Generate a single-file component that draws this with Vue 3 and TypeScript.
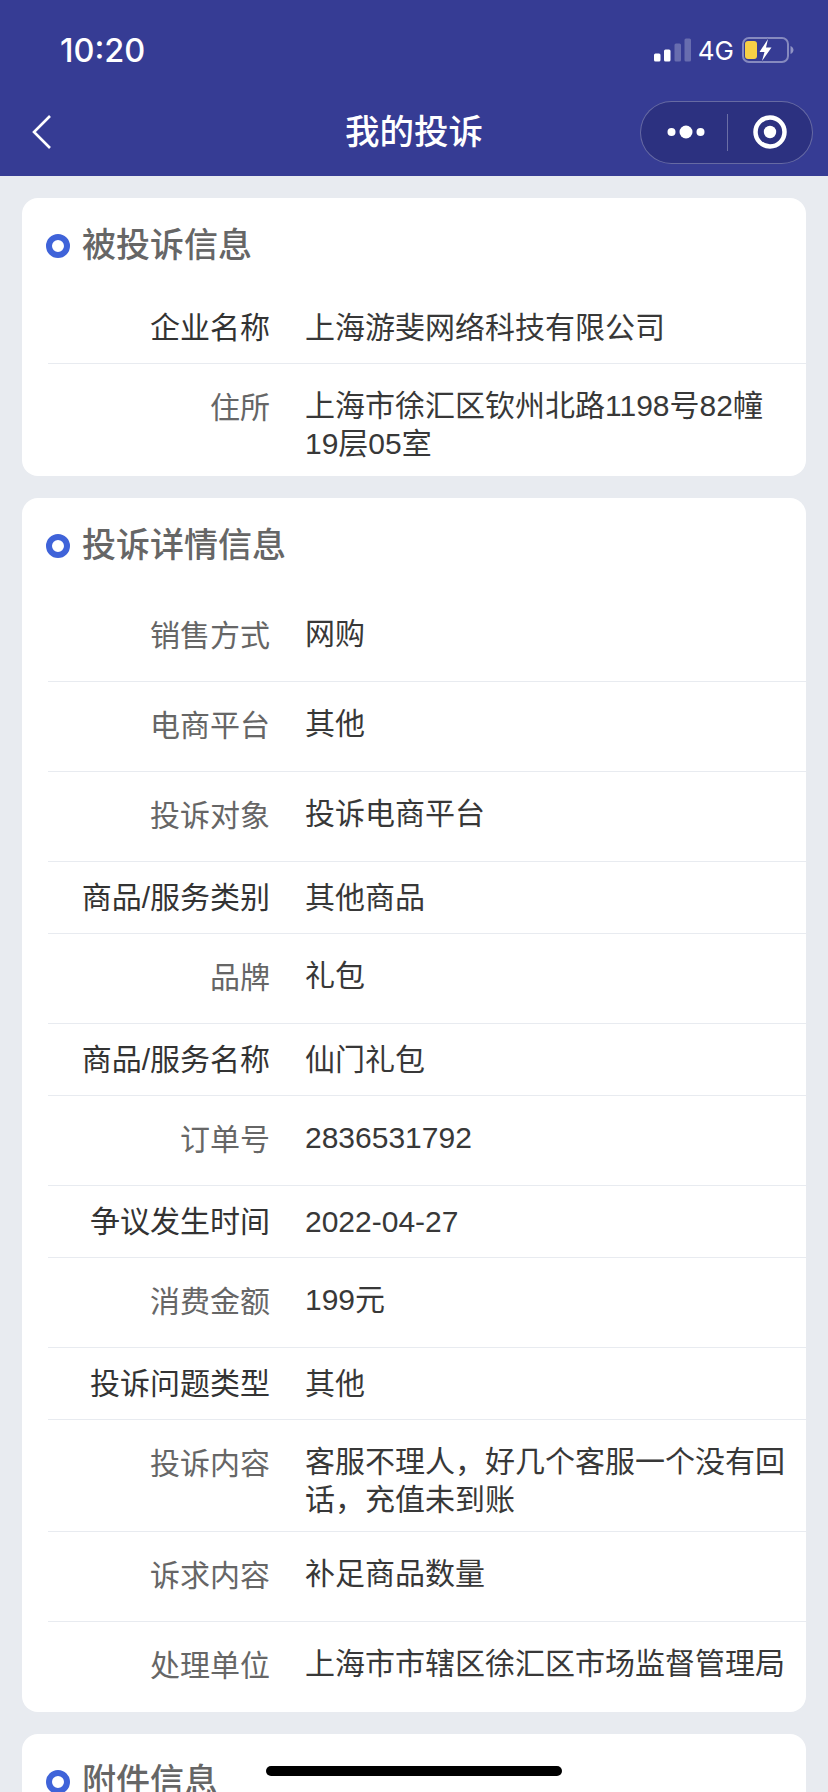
<script setup lang="ts">
interface Row {
	label: string
	lines: string
	tone: "dark" | "gray"
}

const companyRows: Row[] = [
	{label: "企业名称", lines: "上海游斐网络科技有限公司", tone: "dark"},
	{label: "住所", lines: "上海市徐汇区钦州北路1198号82幢19层05室", tone: "gray"}
]

const detailRows: Row[] = [
	{label: "销售方式", lines: "网购", tone: "gray"},
	{label: "电商平台", lines: "其他", tone: "gray"},
	{label: "投诉对象", lines: "投诉电商平台", tone: "gray"},
	{label: "商品/服务类别", lines: "其他商品", tone: "dark"},
	{label: "品牌", lines: "礼包", tone: "gray"},
	{label: "商品/服务名称", lines: "仙门礼包", tone: "dark"},
	{label: "订单号", lines: "2836531792", tone: "gray"},
	{label: "争议发生时间", lines: "2022-04-27", tone: "dark"},
	{label: "消费金额", lines: "199元", tone: "gray"},
	{label: "投诉问题类型", lines: "其他", tone: "dark"},
	{label: "投诉内容", lines: "客服不理人，好几个客服一个没有回话，充值未到账", tone: "gray"},
	{label: "诉求内容", lines: "补足商品数量", tone: "gray"},
	{label: "处理单位", lines: "上海市市辖区徐汇区市场监督管理局", tone: "gray"}
]

const sections = [
	{title: "被投诉信息", rows: companyRows},
	{title: "投诉详情信息", rows: detailRows},
	{title: "附件信息", rows: [] as Row[]}
]

function isLong(row: Row) {
	return row.lines.length > 16
}
</script>

<template>
	<div class="page">
		<header class="top">
			<div class="status">
				<span class="clock">10:20</span>
				<div class="status_right">
					<svg width="38" height="24" viewBox="0 0 38 24">
						<rect x="0" y="15.5" width="6.5" height="8" rx="1.5" fill="#fff"/>
						<rect x="10" y="11.5" width="6.5" height="12" rx="1.5" fill="#fff"/>
						<rect x="20.5" y="5.5" width="6.5" height="18" rx="1.5" fill="#fff" fill-opacity="0.25"/>
						<rect x="30.5" y="0.5" width="6.5" height="23" rx="1.5" fill="#fff" fill-opacity="0.25"/>
					</svg>
					<span class="net">4G</span>
					<svg width="52" height="26" viewBox="0 0 52 26">
						<rect x="1" y="1" width="45" height="24" rx="6" fill="none" stroke="#fff" stroke-opacity="0.4" stroke-width="2"/>
						<rect x="3" y="4" width="12" height="18" rx="3" fill="#f7d046"/>
						<path d="M48.5 9 C50.6 10 51.5 11.5 51.5 13 C51.5 14.5 50.6 16 48.5 17 Z" fill="#fff" fill-opacity="0.45"/>
						<path d="M26 2 L17.5 15 L22.5 15 L20 24 L29.5 10.5 L24 10.5 Z" fill="#fff" stroke="#363c94" stroke-width="1.5" paint-order="stroke"/>
					</svg>
				</div>
			</div>
			<nav class="nav">
				<svg class="back" width="20" height="34" viewBox="0 0 20 34">
					<path d="M18 1 L2 17 L18 33" fill="none" stroke="#fff" stroke-width="2.6"/>
				</svg>
				<h1>我的投诉</h1>
				<div class="capsule">
					<svg width="44" height="14" viewBox="0 0 44 14">
						<circle cx="4.5" cy="7" r="4" fill="#fff"/>
						<circle cx="19" cy="7" r="6.5" fill="#fff"/>
						<circle cx="33.5" cy="7" r="4" fill="#fff"/>
					</svg>
					<i class="divider"></i>
					<svg width="34" height="34" viewBox="0 0 34 34">
						<circle cx="17" cy="17" r="14.5" fill="none" stroke="#fff" stroke-width="4.5"/>
						<circle cx="17" cy="17" r="6.2" fill="#fff"/>
					</svg>
				</div>
			</nav>
		</header>

		<main class="list">
			<section class="card" v-for="section in sections" :key="section.title">
				<div class="card_title">
					<i class="ring"></i>
					<h2>{{ section.title }}</h2>
				</div>
				<div
					class="row"
					v-for="row in section.rows"
					:key="row.label"
					:class="[row.tone, {long: isLong(row)}]"
				>
					<span class="label">{{ row.label }}</span>
					<span class="value">{{ row.lines }}</span>
				</div>
			</section>
		</main>

		<div class="home_bar"></div>
	</div>
</template>

<style>
html, body {
	margin: 0;
	background: #e8ebf0;
}
</style>

<style scoped>
.page {
	position: relative;
	width: 828px;
	height: 1792px;
	overflow: hidden;
	background: #e8ebf0;
	font-family: "Liberation Sans", "Noto Sans CJK SC", sans-serif;
}

.top {
	height: 176px;
	background: #363c94;
	color: #fff;
}

.status {
	display: flex;
	justify-content: space-between;
	align-items: center;
	height: 100px;
	padding: 0 34px 0 60px;
	font-family: Inter, sans-serif;
}

.clock {
	font-size: 32.5px;
	font-weight: 500;
}

.status_right {
	display: flex;
	align-items: center;
	gap: 8px;
}

.net {
	margin-left: -2px;
	font-size: 26px;
	font-weight: 400;
}

.nav {
	display: grid;
	grid-template-columns: 1fr auto 1fr;
	align-items: center;
	height: 64px;
	padding: 0 15px;
}

.back {
	display: block;
	margin-left: 17px;
}

.nav h1 {
	margin: 0;
	font-size: 34.5px;
	font-weight: 500;
	line-height: 64px;
}

.capsule {
	justify-self: end;
	box-sizing: border-box;
	display: flex;
	align-items: center;
	width: 173px;
	height: 63px;
	padding-left: 26px;
	background: #2c3180;
	border: 1px solid rgba(255, 255, 255, 0.28);
	border-radius: 32px;
}

.divider {
	width: 1px;
	height: 37px;
	margin: 0 25px 0 16px;
	background: rgba(255, 255, 255, 0.3);
}

.list {
	display: flex;
	flex-direction: column;
	gap: 22px;
	padding: 22px 22px 0 22px;
}

.card {
	padding-left: 26px;
	background: #fff;
	border-radius: 16px;
}

.card_title {
	display: flex;
	align-items: center;
	gap: 12px;
	height: 94px;
	margin-left: -2px;
}

.ring {
	box-sizing: border-box;
	width: 24px;
	height: 24px;
	margin-top: 2px;
	border: 6px solid #3f63d9;
	border-radius: 50%;
}

.card_title h2 {
	margin: 0;
	font-size: 34px;
	font-weight: 500;
	color: #666;
	line-height: 40px;
}

.row {
	display: flex;
	gap: 35px;
	padding: 23px 0 28px;
	font-size: 30px;
	line-height: 38px;
	border-bottom: 1px solid #e8ebf0;
}

.row:last-child {
	padding-bottom: 29px;
	border-bottom: none;
}

.row.dark {
	padding: 17px 0 16px;
}

.row.long {
	padding: 23px 0 12px;
}

.row.long:last-child {
	padding-bottom: 13px;
}

.label {
	flex: 0 0 222px;
	text-align: right;
	color: #666;
}

.gray .label {
	padding-top: 2px;
	margin-bottom: -2px;
}

.dark .label {
	color: #333;
}

.value {
	flex: 0 0 485px;
	color: #383838;
}

.home_bar {
	position: absolute;
	left: 266px;
	top: 1766px;
	width: 296px;
	height: 10px;
	background: #000;
	border-radius: 5px;
}
</style>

= = =

GOAL OF THE EXERCISE >>
Copy the material shown above in full and exactly. Skip the pictures.

WORKED ANSWER >>
Generate a single-file component that draws this with Vue 3 and TypeScript.
<script setup lang="ts">
interface Row {
	label: string
	lines: string
	tone: "dark" | "gray"
}

const companyRows: Row[] = [
	{label: "企业名称", lines: "上海游斐网络科技有限公司", tone: "dark"},
	{label: "住所", lines: "上海市徐汇区钦州北路1198号82幢19层05室", tone: "gray"}
]

const detailRows: Row[] = [
	{label: "销售方式", lines: "网购", tone: "gray"},
	{label: "电商平台", lines: "其他", tone: "gray"},
	{label: "投诉对象", lines: "投诉电商平台", tone: "gray"},
	{label: "商品/服务类别", lines: "其他商品", tone: "dark"},
	{label: "品牌", lines: "礼包", tone: "gray"},
	{label: "商品/服务名称", lines: "仙门礼包", tone: "dark"},
	{label: "订单号", lines: "2836531792", tone: "gray"},
	{label: "争议发生时间", lines: "2022-04-27", tone: "dark"},
	{label: "消费金额", lines: "199元", tone: "gray"},
	{label: "投诉问题类型", lines: "其他", tone: "dark"},
	{label: "投诉内容", lines: "客服不理人，好几个客服一个没有回话，充值未到账", tone: "gray"},
	{label: "诉求内容", lines: "补足商品数量", tone: "gray"},
	{label: "处理单位", lines: "上海市市辖区徐汇区市场监督管理局", tone: "gray"}
]

const sections = [
	{title: "被投诉信息", rows: companyRows},
	{title: "投诉详情信息", rows: detailRows},
	{title: "附件信息", rows: [] as Row[]}
]

function isLong(row: Row) {
	return row.lines.length > 16
}
</script>

<template>
	<div class="page">
		<header class="top">
			<div class="status">
				<span class="clock">10:20</span>
				<div class="status_right">
					<svg width="38" height="24" viewBox="0 0 38 24">
						<rect x="0" y="15.5" width="6.5" height="8" rx="1.5" fill="#fff"/>
						<rect x="10" y="11.5" width="6.5" height="12" rx="1.5" fill="#fff"/>
						<rect x="20.5" y="5.5" width="6.5" height="18" rx="1.5" fill="#fff" fill-opacity="0.25"/>
						<rect x="30.5" y="0.5" width="6.5" height="23" rx="1.5" fill="#fff" fill-opacity="0.25"/>
					</svg>
					<span class="net">4G</span>
					<svg width="52" height="26" viewBox="0 0 52 26">
						<rect x="1" y="1" width="45" height="24" rx="6" fill="none" stroke="#fff" stroke-opacity="0.4" stroke-width="2"/>
						<rect x="3" y="4" width="12" height="18" rx="3" fill="#f7d046"/>
						<path d="M48.5 9 C50.6 10 51.5 11.5 51.5 13 C51.5 14.5 50.6 16 48.5 17 Z" fill="#fff" fill-opacity="0.45"/>
						<path d="M26 2 L17.5 15 L22.5 15 L20 24 L29.5 10.5 L24 10.5 Z" fill="#fff" stroke="#363c94" stroke-width="1.5" paint-order="stroke"/>
					</svg>
				</div>
			</div>
			<nav class="nav">
				<svg class="back" width="20" height="34" viewBox="0 0 20 34">
					<path d="M18 1 L2 17 L18 33" fill="none" stroke="#fff" stroke-width="2.6"/>
				</svg>
				<h1>我的投诉</h1>
				<div class="capsule">
					<svg width="44" height="14" viewBox="0 0 44 14">
						<circle cx="4.5" cy="7" r="4" fill="#fff"/>
						<circle cx="19" cy="7" r="6.5" fill="#fff"/>
						<circle cx="33.5" cy="7" r="4" fill="#fff"/>
					</svg>
					<i class="divider"></i>
					<svg width="34" height="34" viewBox="0 0 34 34">
						<circle cx="17" cy="17" r="14.5" fill="none" stroke="#fff" stroke-width="4.5"/>
						<circle cx="17" cy="17" r="6.2" fill="#fff"/>
					</svg>
				</div>
			</nav>
		</header>

		<main class="list">
			<section class="card" v-for="section in sections" :key="section.title">
				<div class="card_title">
					<i class="ring"></i>
					<h2>{{ section.title }}</h2>
				</div>
				<div
					class="row"
					v-for="row in section.rows"
					:key="row.label"
					:class="[row.tone, {long: isLong(row)}]"
				>
					<span class="label">{{ row.label }}</span>
					<span class="value">{{ row.lines }}</span>
				</div>
			</section>
		</main>

		<div class="home_bar"></div>
	</div>
</template>

<style>
html, body {
	margin: 0;
	background: #e8ebf0;
}
</style>

<style scoped>
.page {
	position: relative;
	width: 828px;
	height: 1792px;
	overflow: hidden;
	background: #e8ebf0;
	font-family: "Liberation Sans", "Noto Sans CJK SC", sans-serif;
}

.top {
	height: 176px;
	background: #363c94;
	color: #fff;
}

.status {
	display: flex;
	justify-content: space-between;
	align-items: center;
	height: 100px;
	padding: 0 34px 0 60px;
	font-family: Inter, sans-serif;
}

.clock {
	font-size: 32.5px;
	font-weight: 500;
}

.status_right {
	display: flex;
	align-items: center;
	gap: 8px;
}

.net {
	margin-left: -2px;
	font-size: 26px;
	font-weight: 400;
}

.nav {
	display: grid;
	grid-template-columns: 1fr auto 1fr;
	align-items: center;
	height: 64px;
	padding: 0 15px;
}

.back {
	display: block;
	margin-left: 17px;
}

.nav h1 {
	margin: 0;
	font-size: 34.5px;
	font-weight: 500;
	line-height: 64px;
}

.capsule {
	justify-self: end;
	box-sizing: border-box;
	display: flex;
	align-items: center;
	width: 173px;
	height: 63px;
	padding-left: 26px;
	background: #2c3180;
	border: 1px solid rgba(255, 255, 255, 0.28);
	border-radius: 32px;
}

.divider {
	width: 1px;
	height: 37px;
	margin: 0 25px 0 16px;
	background: rgba(255, 255, 255, 0.3);
}

.list {
	display: flex;
	flex-direction: column;
	gap: 22px;
	padding: 22px 22px 0 22px;
}

.card {
	padding-left: 26px;
	background: #fff;
	border-radius: 16px;
}

.card_title {
	display: flex;
	align-items: center;
	gap: 12px;
	height: 94px;
	margin-left: -2px;
}

.ring {
	box-sizing: border-box;
	width: 24px;
	height: 24px;
	margin-top: 2px;
	border: 6px solid #3f63d9;
	border-radius: 50%;
}

.card_title h2 {
	margin: 0;
	font-size: 34px;
	font-weight: 500;
	color: #666;
	line-height: 40px;
}

.row {
	display: flex;
	gap: 35px;
	padding: 23px 0 28px;
	font-size: 30px;
	line-height: 38px;
	border-bottom: 1px solid #e8ebf0;
}

.row:last-child {
	padding-bottom: 29px;
	border-bottom: none;
}

.row.dark {
	padding: 17px 0 16px;
}

.row.long {
	padding: 23px 0 12px;
}

.row.long:last-child {
	padding-bottom: 13px;
}

.label {
	flex: 0 0 222px;
	text-align: right;
	color: #666;
}

.gray .label {
	padding-top: 2px;
	margin-bottom: -2px;
}

.dark .label {
	color: #333;
}

.value {
	flex: 0 0 485px;
	color: #383838;
}

.home_bar {
	position: absolute;
	left: 266px;
	top: 1766px;
	width: 296px;
	height: 10px;
	background: #000;
	border-radius: 5px;
}
</style>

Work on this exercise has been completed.